Public funding of presidential elections
Under the presidential public funding program, eligible presidential candidates receive federal government funds to pay for the qualified expenses of their political campaigns in both the primary and general elections. The public funding program was designed to use tax dollars to:
- Match the first $250 of each contribution from individuals that an eligible presidential candidate receives during the primary campaign; and
- Fund the major party nominees' general election campaigns (and assist eligible minor party nominees).
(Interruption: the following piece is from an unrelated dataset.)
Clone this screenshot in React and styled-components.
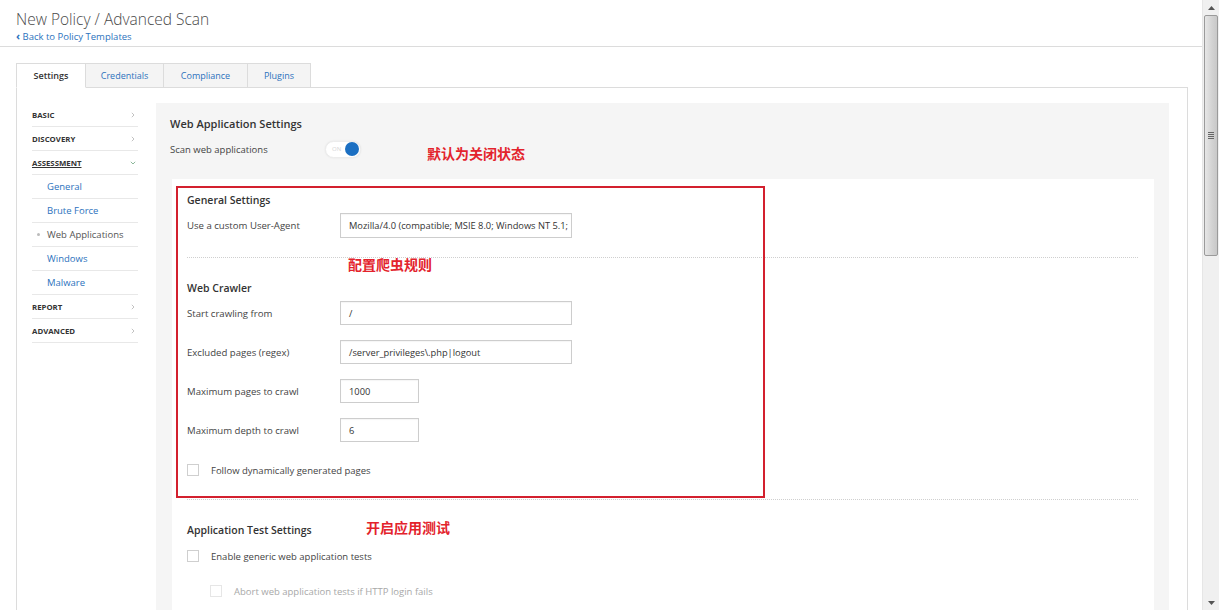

Between 1976 and 2012, the program also funded the major parties’ presidential nominating conventions and provided partial convention funding to qualified minor parties. In 2014, legislation was enacted to end public funding of conventions.
Primary matching funds
Only candidates seeking nomination by a political party to the office of President are eligible to receive primary matching funds. A presidential candidate must establish eligibility by showing broad-based public support. He or she must raise more than $5,000 in each of at least 20 states (i.e., over $100,000). Although an individual may contribute up to $2,700 to a primary candidate, only a maximum of $250 of each individual’s contribution is counted in determining whether a candidate has met the $5,000 threshold in each state. This means that a candidate must receive contributions from a minimum of 20 contributors in each of at least 20 states in order to establish eligibility for primary matching funds.
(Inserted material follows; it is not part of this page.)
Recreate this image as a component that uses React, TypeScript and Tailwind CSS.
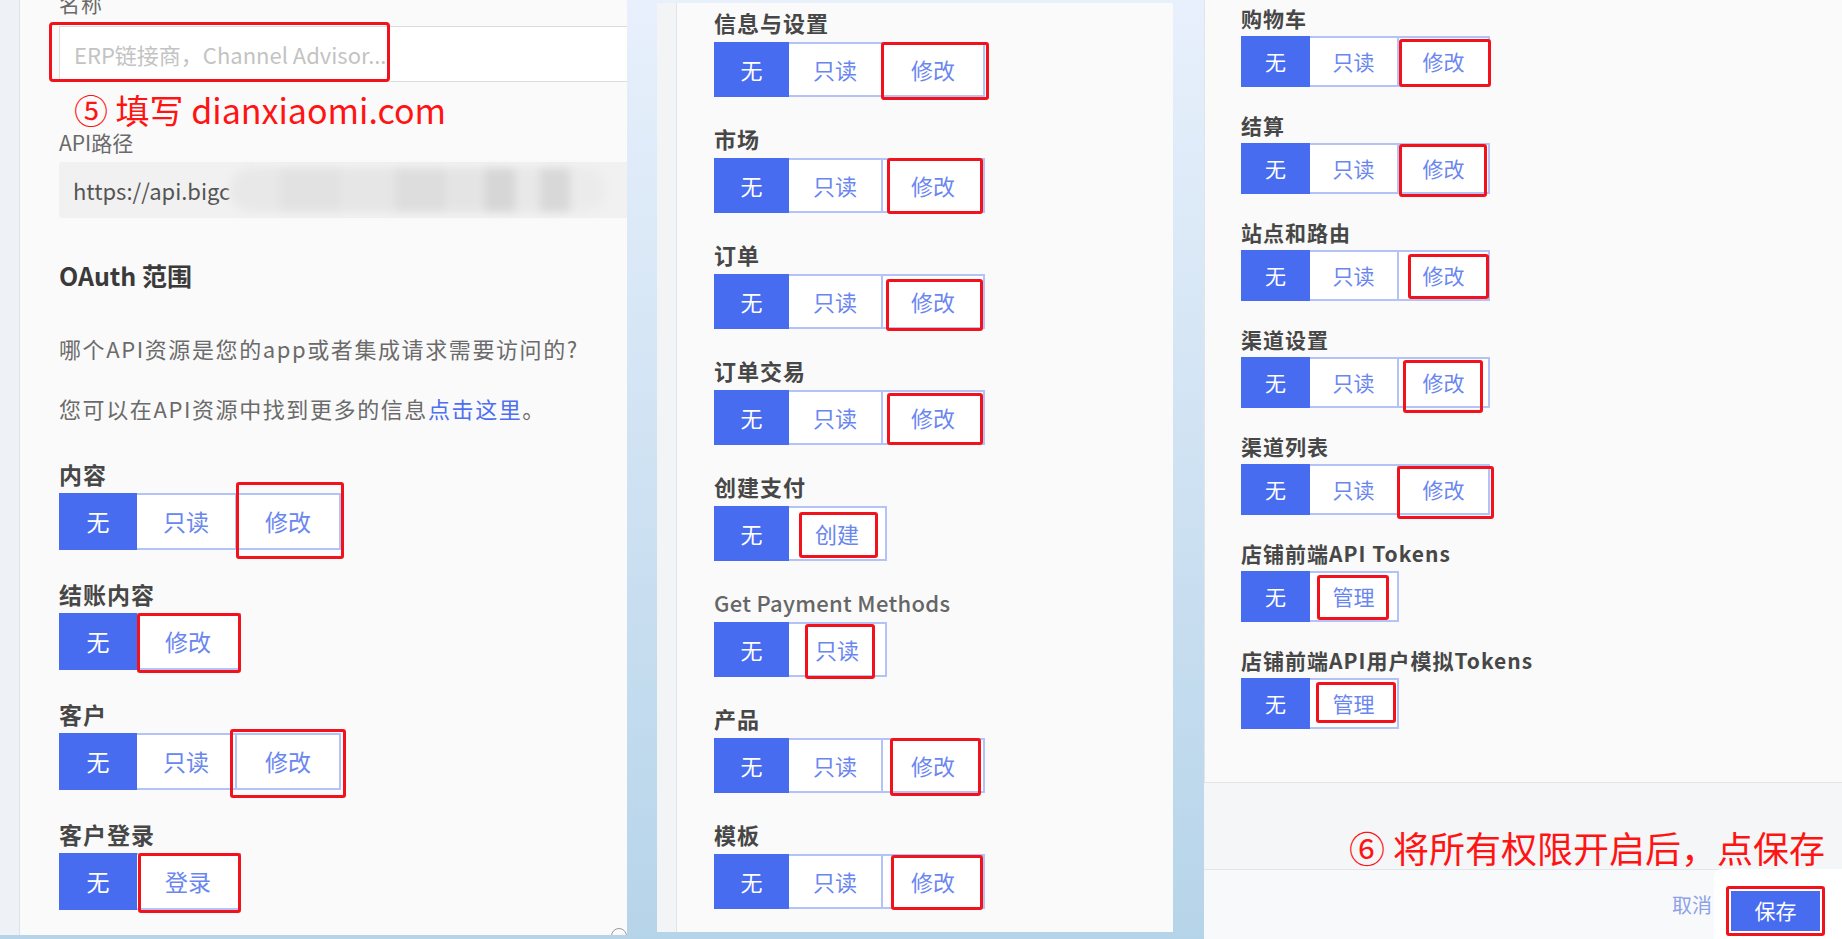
import React from "react";

type Row = { label: string; opts: string[]; red: string; latin?: boolean };

type PanelStyle = {
  seg3: string[];
  seg2: string[];
  groupH: string;
  btnText: string;
  label: string;
  gap: string;
  rowMb: string;
};

const p1: PanelStyle = {
  seg3: ["w-[78px]", "w-[100px]", "w-[104px]"],
  seg2: ["w-[78px]", "w-[104px]"],
  groupH: "h-[57px]",
  btnText: "text-[23px]",
  label: "h-[24px] text-[23px] leading-[24px]",
  gap: "mt-[7px]",
  rowMb: "mb-[32px]",
};

const p2: PanelStyle = {
  seg3: ["w-[75px]", "w-[94px]", "w-[102px]"],
  seg2: ["w-[75px]", "w-[98px]"],
  groupH: "h-[55px]",
  btnText: "text-[22px]",
  label: "h-[22px] text-[22px] leading-[22px]",
  gap: "mt-[9px]",
  rowMb: "mb-[30px]",
};

const p3: PanelStyle = {
  seg3: ["w-[69px]", "w-[89px]", "w-[91px]"],
  seg2: ["w-[69px]", "w-[89px]"],
  groupH: "h-[51px]",
  btnText: "text-[21px]",
  label: "h-[22px] text-[21px] leading-[22px]",
  gap: "mt-[7px]",
  rowMb: "mb-[27px]",
};

const rows1: Row[] = [
  { label: "内容", opts: ["无", "只读", "修改"], red: "left-[177px] top-[-11px] w-[108px] h-[77px]" },
  { label: "结账内容", opts: ["无", "修改"], red: "left-[78px] top-[0px] w-[104px] h-[60px]" },
  { label: "客户", opts: ["无", "只读", "修改"], red: "left-[171px] top-[-4px] w-[116px] h-[69px]" },
  { label: "客户登录", opts: ["无", "登录"], red: "left-[79px] top-[0px] w-[103px] h-[60px]" },
];

const rows2: Row[] = [
  { label: "信息与设置", opts: ["无", "只读", "修改"], red: "left-[167px] top-[0px] w-[108px] h-[58px]" },
  { label: "市场", opts: ["无", "只读", "修改"], red: "left-[173px] top-[0px] w-[96px] h-[56px]" },
  { label: "订单", opts: ["无", "只读", "修改"], red: "left-[172px] top-[5px] w-[97px] h-[52px]" },
  { label: "订单交易", opts: ["无", "只读", "修改"], red: "left-[173px] top-[3px] w-[96px] h-[52px]" },
  { label: "创建支付", opts: ["无", "创建"], red: "left-[85px] top-[6px] w-[79px] h-[46px]" },
  { label: "Get Payment Methods", opts: ["无", "只读"], red: "left-[91px] top-[2px] w-[70px] h-[55px]", latin: true },
  { label: "产品", opts: ["无", "只读", "修改"], red: "left-[176px] top-[0px] w-[91px] h-[58px]" },
  { label: "模板", opts: ["无", "只读", "修改"], red: "left-[177px] top-[1px] w-[92px] h-[55px]" },
];

const rows3: Row[] = [
  { label: "购物车", opts: ["无", "只读", "修改"], red: "left-[158px] top-[3px] w-[92px] h-[48px]" },
  { label: "结算", opts: ["无", "只读", "修改"], red: "left-[158px] top-[1px] w-[88px] h-[53px]" },
  { label: "站点和路由", opts: ["无", "只读", "修改"], red: "left-[167px] top-[4px] w-[81px] h-[45px]" },
  { label: "渠道设置", opts: ["无", "只读", "修改"], red: "left-[162px] top-[3px] w-[80px] h-[53px]" },
  { label: "渠道列表", opts: ["无", "只读", "修改"], red: "left-[156px] top-[2px] w-[97px] h-[53px]" },
  { label: "店铺前端API Tokens", opts: ["无", "管理"], red: "left-[76px] top-[4px] w-[72px] h-[45px]" },
  { label: "店铺前端API用户模拟Tokens", opts: ["无", "管理"], red: "left-[75px] top-[4px] w-[80px] h-[41px]" },
];

const ScopeRow: React.FC<{ row: Row; s: PanelStyle }> = ({ row, s }) => {
  const widths = row.opts.length === 3 ? s.seg3 : s.seg2;
  return (
    <div className={s.rowMb}>
      <div
        className={`${s.label} whitespace-nowrap ${
          row.latin ? "font-medium text-[#666] tracking-[0.3px]" : "font-bold text-[#474747] tracking-[1px]"
        }`}
      >
        {row.label}
      </div>
      <div className={`relative flex w-fit ${s.gap} ${s.groupH} ${s.btnText}`}>
        {row.opts.map((o, i) => (
          <div
            key={o}
            className={`${widths[i]} flex items-center justify-center ${
              i === 0
                ? "bg-[#486cf0] text-white"
                : "border-y-2 border-r-2 border-[#b3c2f7] bg-white text-[#6a86ef]"
            }`}
          >
            {o}
          </div>
        ))}
        <div className={`pointer-events-none absolute rounded-[3px] border-[3px] border-[#f2121c] ${row.red}`} />
      </div>
    </div>
  );
};

export default function App() {
  return (
    <div className="flex h-[939px] w-[1842px] overflow-hidden bg-linear-to-b from-[#e8f0fc] to-[#b6d4e9] font-['Noto_Sans_CJK_SC','Noto_Sans',sans-serif]">
      {/* panel 1 */}
      <div className="relative flex h-[935px] w-[627px] shrink-0 bg-[#fafafa]">
        <div className="w-[20px] border-r border-[#dfe3e8] bg-[#eef2f7]" />
        <div className="relative flex-1 overflow-hidden pl-[39px]">
          <div className="mt-[-7px] h-[20px] text-[21px] leading-[20px] text-[#6a6a6a] tracking-[1px]">名称</div>
          <div className="relative mt-[13px] flex h-[56px] items-center border-y border-l border-[#dcdcdc] bg-white pl-[14px] text-[22px] text-[#c3c3c3]">
            ERP链接商，Channel Advisor...
            <div className="pointer-events-none absolute left-[-11px] top-[-5px] h-[60px] w-[341px] rounded-[4px] border-[3px] border-[#f2121c]" />
          </div>
          <div className="mt-[10px] h-[36px] whitespace-nowrap pl-[15px] text-[34px] leading-[36px] text-[#ff1414]">
            ⑤ 填写 dianxiaomi.com
          </div>
          <div className="mt-[4px] h-[20px] text-[21px] leading-[20px] text-[#6a6a6a]">API路径</div>
          <div className="mt-[10px] flex h-[56px] items-center rounded-l-[3px] bg-[#f1f1f1] pl-[14px] text-[22px] text-[#555]">
            <span>https://api.bigc</span>
            <div className="flex h-[44px] w-[375px] items-stretch overflow-hidden rounded-[22px] blur-[4px]">
              <div className="w-[50px] bg-[#e8e8e8]" />
              <div className="w-[60px] bg-[#e2e2e2]" />
              <div className="w-[55px] bg-[#e6e6e6]" />
              <div className="w-[50px] bg-[#dddddd]" />
              <div className="w-[40px] bg-[#e4e4e4]" />
              <div className="w-[30px] bg-[#d6d6d6]" />
              <div className="w-[25px] bg-[#e8e8e8]" />
              <div className="w-[30px] bg-[#d8d8d8]" />
              <div className="w-[35px] bg-[#ebebeb]" />
            </div>
          </div>
          <div className="mt-[42px] h-[30px] text-[25px] font-bold leading-[30px] text-[#3a3a3a]">OAuth 范围</div>
          <div className="mt-[46px] h-[24px] whitespace-nowrap text-[22px] leading-[24px] tracking-[1.6px] text-[#6b6b6b]">
            哪个API资源是您的app或者集成请求需要访问的?
          </div>
          <div className="mt-[36px] h-[24px] whitespace-nowrap text-[22px] leading-[24px] tracking-[1.6px] text-[#6b6b6b]">
            您可以在API资源中找到更多的信息<span className="text-[#4d6ff0]">点击这里</span>。
          </div>
          <div className="mt-[42px]">
            {rows1.map((r) => (
              <ScopeRow key={r.label} row={r} s={p1} />
            ))}
          </div>
          <div className="absolute bottom-[-9px] right-[0px] h-[16px] w-[16px] rounded-full border border-[#9a9a9a]" />
        </div>
      </div>

      <div className="w-[30px] shrink-0" />

      {/* panel 2 */}
      <div className="mt-[3px] flex h-[929px] w-[516px] shrink-0">
        <div className="w-[20px] border-r border-[#e1e4e8] bg-[#f3f4f6]" />
        <div className="flex-1 overflow-hidden bg-[#fafafa] pl-[37px] pt-[8px]">
          {rows2.map((r) => (
            <ScopeRow key={r.label} row={r} s={p2} />
          ))}
        </div>
      </div>

      <div className="w-[31px] shrink-0" />

      {/* panel 3 */}
      <div className="relative flex h-[939px] flex-1 flex-col">
        <div className="h-[783px] overflow-hidden border-b border-l border-[#e1e4e8] bg-[#fafafa] pl-[36px] pt-[7px]">
          {rows3.map((r) => (
            <ScopeRow key={r.label} row={r} s={p3} />
          ))}
        </div>
        <div className="h-[86px] bg-[#f5f6f8]" />
        <div className="relative flex h-[70px] items-center justify-end border-t border-[#e3e5e8] bg-[#f8f9fb]">
          <span className="mr-[2px] text-[20px] text-[#8ea2e4]">取消</span>
          <div className="flex h-[72px] w-[128px] items-start rounded-tl-[8px] bg-white pl-[12px] pt-[17px]">
            <div className="flex h-[50px] w-[99px] items-center justify-center rounded-[3px] border-[3px] border-[#f2121c] p-[2px]">
              <div className="flex h-full w-full items-center justify-center bg-[#486cf0] text-[21px] text-white">保存</div>
            </div>
          </div>
        </div>
        <div className="absolute left-[145px] top-[823px] whitespace-nowrap text-[36px] leading-[48px] text-[#ff1414]">
          ⑥ 将所有权限开启后，点保存
        </div>
      </div>
    </div>
  );
}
Presidential candidates also must agree to:
- Limit campaign spending for all primary elections combined to $10 million plus a cost-of-living adjustment (COLA). This national spending limit was $48.07 million in 2016.
- Limit campaign spending in each state to $200,000 plus COLA, or to a specified amount based on the number of voting age individuals in the state (plus COLA), whichever is greater. In 2016, state limits ranged from $961,400 in Wyoming to $23,092,100 in California.
- Limit spending from personal funds to $50,000.
The campaign finance law exempts the payment of some expenses from the spending limits. Certain fundraising expenses (up to 20 percent of the expenditure limit) and legal and accounting expenses incurred solely to ensure the campaign's compliance with the law do not count against the expenditure limits.
Even if they no longer campaign actively in primary elections, candidates may continue to request public funds to pay off campaign debts until the first Monday of March of the year following an election. However, to qualify for matching funds, contributions must be deposited in the campaign account by December 31 of the election year. Eligible candidates may receive public funds equaling up to half of the national spending limit for the primary campaign.
General election funds
Public funding for major party presidential nominees in the general election takes the form of a grant of $20 million plus the COLA. To be eligible to receive public funds, the presidential nominee of a major party must agree to limit spending to the amount of the grant and may not accept private contributions for the campaign. Candidates may spend an additional $50,000 from their own personal funds, which does not count against the expenditure limit. In 1976, each major party nominee received $21.8 million. By 2008 (the last year a major party candidate chose to accept a general election grant), that amount had grown to $84.1 million. (In 2016, the general election grant would have been $96.14 million.)
Minor party candidates and new party candidates may become eligible for partial public funding of their general election campaigns. A minor party candidate is the nominee of a party whose candidate received between five and 25 percent of the total popular vote in the preceding presidential election. The amount of public funding to which a minor party candidate is entitled is based on the ratio of the party's popular vote in the preceding presidential election to the average popular vote of the two major party candidates in that election. A new party candidate receives partial public funding after the election if he or she receives five percent or more of the vote. The entitlement is based on the ratio of the new party candidate's popular vote in the current election to the average popular vote of the two major party candidates in the election.
The $3 tax checkoff
Once the FEC determines that a candidate has met the eligibility requirements, it certifies the amount of public funds to which the candidate is entitled. The U.S. Treasury then makes the payments using funds from the $3 tax checkoff.
The 1040 federal income tax form asks taxpayers whether they'd like to designate $3 of their taxes paid to the Presidential Election Campaign Fund. When taxpayers check "yes," three of their tax dollars are placed in the Fund. Checking the "yes" box does not increase the amount of tax that taxpayers owe, nor does it decrease any refund to which they are entitled. The tax checkoff is the sole source of funds for the public funding program.
The FEC audits all campaigns that receive public funds for either the primary or general election. Candidates may owe a repayment to the Treasury if they used public funds to defray non-campaign related expenses, exceeded the expenditure limits, maintained a surplus of public funds, or received more public funds than they were entitled to receive.